Hello Hans-Peter,
I’m a little confused which version of your code you are testing against:
* ProcessingTimeSessionWindows or EventTimeSessionWindows?
* did you keep the withIdleness() ??
As said before:
* for ProcessingTimeSessionWindows, watermarks play no role
* if you keep withIdleness(), then the respective sparse DataStream is
event-time-less most of the time, i.e. no triggers fire to close a session
window
* withIdleness() makes only sense if you merge/union/connect multiple
DataStream where at least one stream has their watermarks updated regularly
(i.e. it is not withIdleness())
* this is not your case, your DAG is linear, no union nor connects
* in event-time mode processing time plays no role, watermarks exclusively
take the role of the progress of model (event) time and hence the triggering of
windows
* in order to trigger a (session-)window at time A the window operator
needs to receive a watermark of at least time A
* next catch regards partitioning
* your first watermark strategy kafkaWmstrategy generates
per-Kafka-partition watermarks
* a keyBy() reshuffles these partitions onto the number of subtasks
according to the hash of the key
* this results in a per subtask calculation of the lowest watermark of
all Kafka partitions that happen to be processed by that subtask
* i.e. if a single Kafka partition makes no watermark progress the
subtask watermark makes no progress
* this surfaces in sparse data as in your case
* your second watermark strategy wmStrategy makes things worse because
* it discards the correct watermarks of the first watermark strategy
* and replaces it with something that is arbitrary (at this point it is
hard to guess the correct max lateness that is a mixture of the events from
multiple Kafka partitions)
Concusion:
The only way to make the event time session windows work for you in a timely
manner is to make sure watermarks on all involved partitions make progress,
i.e. new events arrive on all partitions in a regular manner.
Hope this helps
Thias
From: HG <[email protected]>
Sent: Tuesday, March 29, 2022 1:07 PM
To: Schwalbe Matthias <[email protected]>
Cc: user <[email protected]>
Subject: Re: Watermarks event time vs processing time
⚠EXTERNAL MESSAGE – CAUTION: Think Before You Click ⚠
Hello Matthias,
When I remove all the watermark strategies it does not process anything .

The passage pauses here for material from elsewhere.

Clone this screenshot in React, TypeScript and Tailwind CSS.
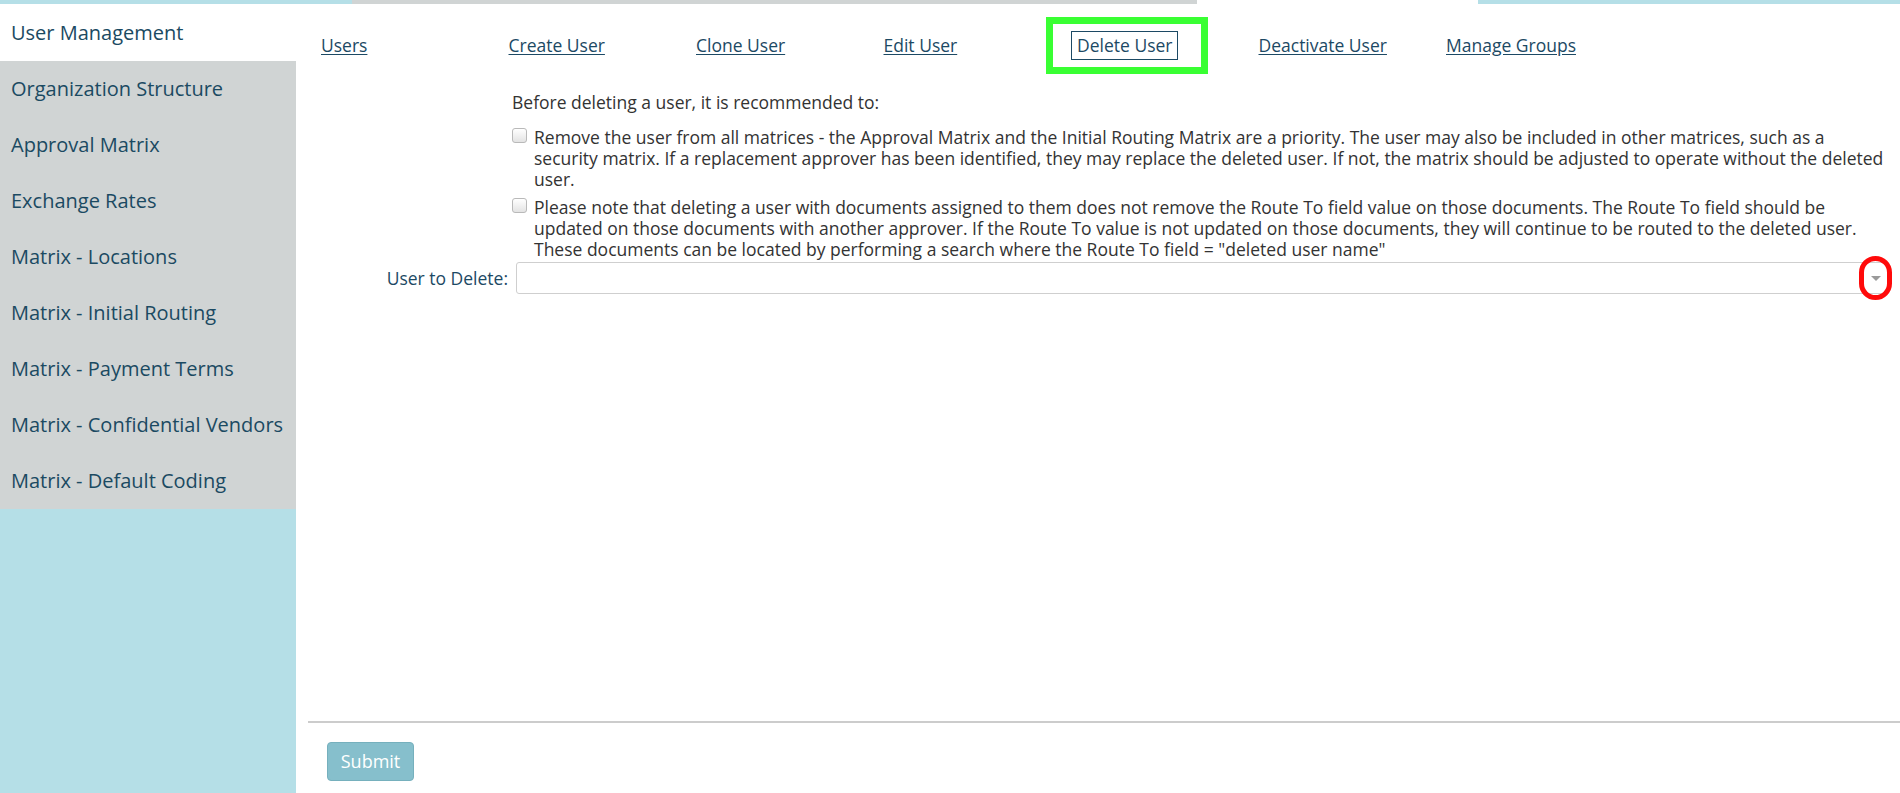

For example when I use WatermarkStrategy.noWatermarks() instead of the one I
build nothing seems to happen at all.
Also when I skip the part where I add wmStrategy to create tuple4dswm:
DataStream<Tuple4<Long, Long, String, String>> tuple4dswm =
tuple4ds.assignTimestampsAndWatermarks(wmStrategy);
Nothing is processed.
Regards Hans-Peter
Op wo 16 mrt. 2022 om 15:52 schreef Schwalbe Matthias
<[email protected]<mailto:[email protected]>>:
Hi Hanspeter,
Let me relate some hints that might help you getting concepts clearer.
From your description I make following assumptions where your are not specific
enough (please confirm or correct in your answer):
a. You store incoming events in state per transaction_id to be
sorted/aggregated(min/max time) by event time later on
b. So far you used a session window to determine the point in time when
to emit the stored/enriched/sorted events
c. Watermarks are generated with bounded out of orderness
d. You use session windows with a specific gap
e. In your experiment you ever only send 1000 events and then stop
producing incoming events
Now to your questions:
* For processing time session windows, watermarks play no role whatsoever,
you simply assume that you’ve seen all events belonging so a single transaction
id if the last such event for a specific transaction id was processed
sessionWindowGap milliseconds ago
* Therefore you see all enriched incoming events the latest
sessionWindowGap ms after the last incoming event (+ some latency)
* In event time mode and resp event time session windows the situation is
exactly the same, only that processing time play no role
* A watermark means (ideally) that no event older than the watermark time
ever follows the watermark (which itself is a meta-event that flows with the
proper events on the same channels)
* In order for a session gap window to forward the enriched events the
window operator needs to receive a watermark that is sessionWindowGap
milliseconds beyond the latest incoming event (in terms of the respective event
time)
* The watermark generator in order to generate a new watermark that
triggers this last session window above needs to encounter an (any) event that
has a timestamp of (<latest event in session window> + outOfOrderness +
sessionWindowGap + 1ms)
* Remember, the watermark generator never generated watermarks based on
processing time, but only based on the timestamps it has seen in events
actually encountered
* Coming back to your idleness configuration: it only means that the
incoming stream becomes idle == timeless after a while … i.e. watermarks won’t
make progress from this steam, and it tells all downstream operators
* Idleness specification is only useful if a respective operator has
another source of valid watermarks (i.e. after a union of two streams, one
active/one idle ….). this is not your case
I hope this clarifies your situation.
Cheers
Thias
From: HG <[email protected]<mailto:[email protected]>>
Sent: Mittwoch, 16. März 2022 10:06
To: user <[email protected]<mailto:[email protected]>>
Subject: Watermarks event time vs processing time
⚠EXTERNAL MESSAGE – CAUTION: Think Before You Click ⚠
Hi,
I read from a Kafka topic events that are in JSON format
These event contain a handling time (aka event time) in epoch milliseconds, a
transaction_id and a large nested JSON structure.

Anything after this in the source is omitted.